If I can find any solace in the folds of disparity found in Ray & Liz, it’s with the gorgeous camerawork beautifully projected during my screening at the BFI Southbank. Daniel Landin, DP for Jonathan Glazer’s superb Under the Skin, offers intimate and tangible photography, but the shallowness of its movement refuses its subjects access to anything broader or more complicated than a cause of repulsion or ridicule. Sharply executed sequences in which Jason reaches deep into a jar of red cabbage, or the family smoke half-finished cigarettes collected from gutters, are posited with the parodic edge of ‘The Royle Family’, but Ray & Liz is dishearteningly absent of any of the Loachian anger or intelligence that made I, Daniel Blake such a searing indictment of British poverty, and the systems in place that sustain it.

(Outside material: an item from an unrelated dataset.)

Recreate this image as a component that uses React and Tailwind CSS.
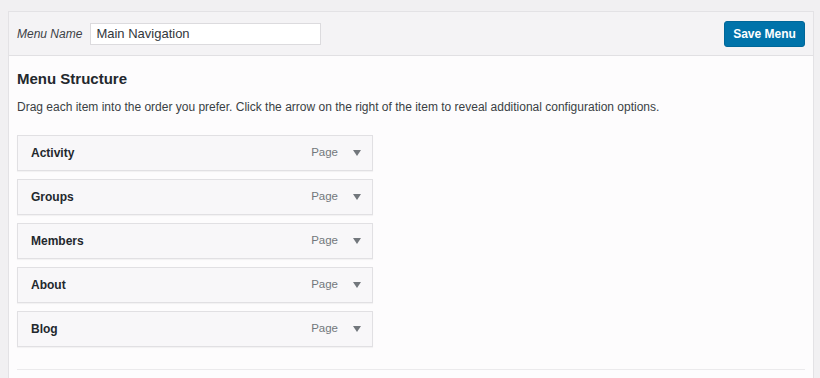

White supremacy is also discussed breezily, with trivial, harmless racist references peppered in as flavour, apparently further testimonial for why these people are detestable as opposed to a damaging side effect of the impoverished class.

Instead, the portrait of the poor is zoologically voyeuristic. Liz is played as an overweight, violent hypocrite, Ray an apathetic layabout. When Jason, egged on by his brother Will, hovers a generous spoon of chilli powder over his sleeping father’s open mouth, we get the funniest scene in the film and as good a burst of physical acting from Sallinger as I’ve seen all year, but this is the closest the family ever get to a functional relationship. The scene is then punctuated by Ray retrieving an important letter, covered in dog piss, and stuffing it ignorantly under a stash of similar envelopes.

Ray & Liz is surely a superbly photographed document, a monologue of memory that never pulls a punch. However, its failings lie in its mean-spirited smugness that presupposes its audience as distant to the more unpleasant ins-and-outs of council life, brimming with skits that have the transparent intention of easy shock value. Billingham’s debut stands as an uneasy promise of a future British classic, as there’s no question that the brutally honest artist is immensely talented, but talent often goes unrealised when the characters aren’t permitted to speak for themselves.